====== Available data

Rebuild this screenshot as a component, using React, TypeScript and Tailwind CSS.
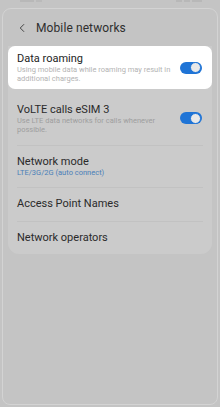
import { ChevronLeft } from "lucide-react";

function Toggle() {
	return (
		<div className="w-[22px] h-[12px] rounded-full bg-[#1f74d6] flex items-center justify-end pr-[1px] shrink-0">
			<div className="w-[11px] h-[11px] rounded-full bg-[#e9e9e9] border-[1.5px] border-[#1f74d6]" />
		</div>
	);
}

function Divider() {
	return <div className="mx-[9px] h-px bg-[#c2c2c2]" />;
}

export default function App() {
	return (
		<div
			className="w-[220px] h-[407px] bg-[#c4c4c4] overflow-hidden relative"
			style={{ fontFamily: "Roboto, 'Noto Sans', sans-serif" }}
		>
			{/* faint status bar remnants */}
			<div className="absolute top-0 left-[20px] flex gap-[2px]">
				<div className="w-[14px] h-[2px] bg-[#b8b8b8]" />
				<div className="w-[6px] h-[2px] bg-[#bababa]" />
			</div>
			<div className="absolute top-0 right-[18px] flex gap-[2px]">
				<div className="w-[6px] h-[2px] bg-[#b8b8b8]" />
				<div className="w-[6px] h-[2px] bg-[#b8b8b8]" />
				<div className="w-[10px] h-[2px] bg-[#b8b8b8]" />
			</div>
			<div className="mt-[8px] mx-[2px] h-[397px] rounded-t-[9px] rounded-b-[8px] border border-[#d3d3d3] bg-[#c4c4c4] flex flex-col">
				<div className="h-[37px] flex items-center pl-[12px] gap-[7px]">
					<ChevronLeft size={14} strokeWidth={1.6} className="text-[#3a3a3a]" />
					<span className="text-[12px] text-[#2f2f2f] tracking-[0.1px]">Mobile networks</span>
				</div>
				<div className="mx-[5px] rounded-b-[11px] bg-[#cbcbcb] flex flex-col">
					<div className="bg-white rounded-[7px] h-[43px] flex items-center pl-[9px] pr-[10px]">
						<div className="flex-1 flex flex-col">
							<span className="text-[11px] leading-[13px] text-[#232323]">Data roaming</span>
							<span className="text-[7.5px] leading-[9px] text-[#b3b3b3] pr-[6px]">
								Using mobile data while roaming may result in additional charges.
							</span>
						</div>
						<Toggle />
					</div>
					<div className="h-[56px] flex items-center pl-[9px] pr-[10px] pt-[2px]">
						<div className="flex-1 flex flex-col">
							<span className="text-[11px] leading-[13px] text-[#2a2a2a]">VoLTE calls eSIM 3</span>
							<span className="text-[7.5px] leading-[9px] text-[#9e9e9e] pr-[12px]">
								Use LTE data networks for calls whenever possible.
							</span>
						</div>
						<Toggle />
					</div>
					<Divider />
					<div className="h-[41px] flex flex-col justify-center pl-[9px]">
						<span className="text-[11px] leading-[13px] text-[#2a2a2a]">Network mode</span>
						<span className="text-[7.5px] leading-[10px] text-[#4a7fb8]">LTE/3G/2G (auto connect)</span>
					</div>
					<Divider />
					<div className="h-[33px] flex items-center pl-[9px]">
						<span className="text-[11px] text-[#2a2a2a]">Access Point Names</span>
					</div>
					<Divider />
					<div className="h-[32px] flex items-center pl-[9px]">
						<span className="text-[11px] text-[#2a2a2a]">Network operators</span>
					</div>
				</div>
			</div>
		</div>
	);
}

============

The task. Take the listing and print it again exactly, but without any pictures.

Reply to the task.
Rebuild this screenshot as a component, using React, TypeScript and Tailwind CSS.
import { ChevronLeft } from "lucide-react";

function Toggle() {
	return (
		<div className="w-[22px] h-[12px] rounded-full bg-[#1f74d6] flex items-center justify-end pr-[1px] shrink-0">
			<div className="w-[11px] h-[11px] rounded-full bg-[#e9e9e9] border-[1.5px] border-[#1f74d6]" />
		</div>
	);
}

function Divider() {
	return <div className="mx-[9px] h-px bg-[#c2c2c2]" />;
}

export default function App() {
	return (
		<div
			className="w-[220px] h-[407px] bg-[#c4c4c4] overflow-hidden relative"
			style={{ fontFamily: "Roboto, 'Noto Sans', sans-serif" }}
		>
			{/* faint status bar remnants */}
			<div className="absolute top-0 left-[20px] flex gap-[2px]">
				<div className="w-[14px] h-[2px] bg-[#b8b8b8]" />
				<div className="w-[6px] h-[2px] bg-[#bababa]" />
			</div>
			<div className="absolute top-0 right-[18px] flex gap-[2px]">
				<div className="w-[6px] h-[2px] bg-[#b8b8b8]" />
				<div className="w-[6px] h-[2px] bg-[#b8b8b8]" />
				<div className="w-[10px] h-[2px] bg-[#b8b8b8]" />
			</div>
			<div className="mt-[8px] mx-[2px] h-[397px] rounded-t-[9px] rounded-b-[8px] border border-[#d3d3d3] bg-[#c4c4c4] flex flex-col">
				<div className="h-[37px] flex items-center pl-[12px] gap-[7px]">
					<ChevronLeft size={14} strokeWidth={1.6} className="text-[#3a3a3a]" />
					<span className="text-[12px] text-[#2f2f2f] tracking-[0.1px]">Mobile networks</span>
				</div>
				<div className="mx-[5px] rounded-b-[11px] bg-[#cbcbcb] flex flex-col">
					<div className="bg-white rounded-[7px] h-[43px] flex items-center pl-[9px] pr-[10px]">
						<div className="flex-1 flex flex-col">
							<span className="text-[11px] leading-[13px] text-[#232323]">Data roaming</span>
							<span className="text-[7.5px] leading-[9px] text-[#b3b3b3] pr-[6px]">
								Using mobile data while roaming may result in additional charges.
							</span>
						</div>
						<Toggle />
					</div>
					<div className="h-[56px] flex items-center pl-[9px] pr-[10px] pt-[2px]">
						<div className="flex-1 flex flex-col">
							<span className="text-[11px] leading-[13px] text-[#2a2a2a]">VoLTE calls eSIM 3</span>
							<span className="text-[7.5px] leading-[9px] text-[#9e9e9e] pr-[12px]">
								Use LTE data networks for calls whenever possible.
							</span>
						</div>
						<Toggle />
					</div>
					<Divider />
					<div className="h-[41px] flex flex-col justify-center pl-[9px]">
						<span className="text-[11px] leading-[13px] text-[#2a2a2a]">Network mode</span>
						<span className="text-[7.5px] leading-[10px] text-[#4a7fb8]">LTE/3G/2G (auto connect)</span>
					</div>
					<Divider />
					<div className="h-[33px] flex items-center pl-[9px]">
						<span className="text-[11px] text-[#2a2a2a]">Access Point Names</span>
					</div>
					<Divider />
					<div className="h-[32px] flex items-center pl-[9px]">
						<span className="text-[11px] text-[#2a2a2a]">Network operators</span>
					</div>
				</div>
			</div>
		</div>
	);
}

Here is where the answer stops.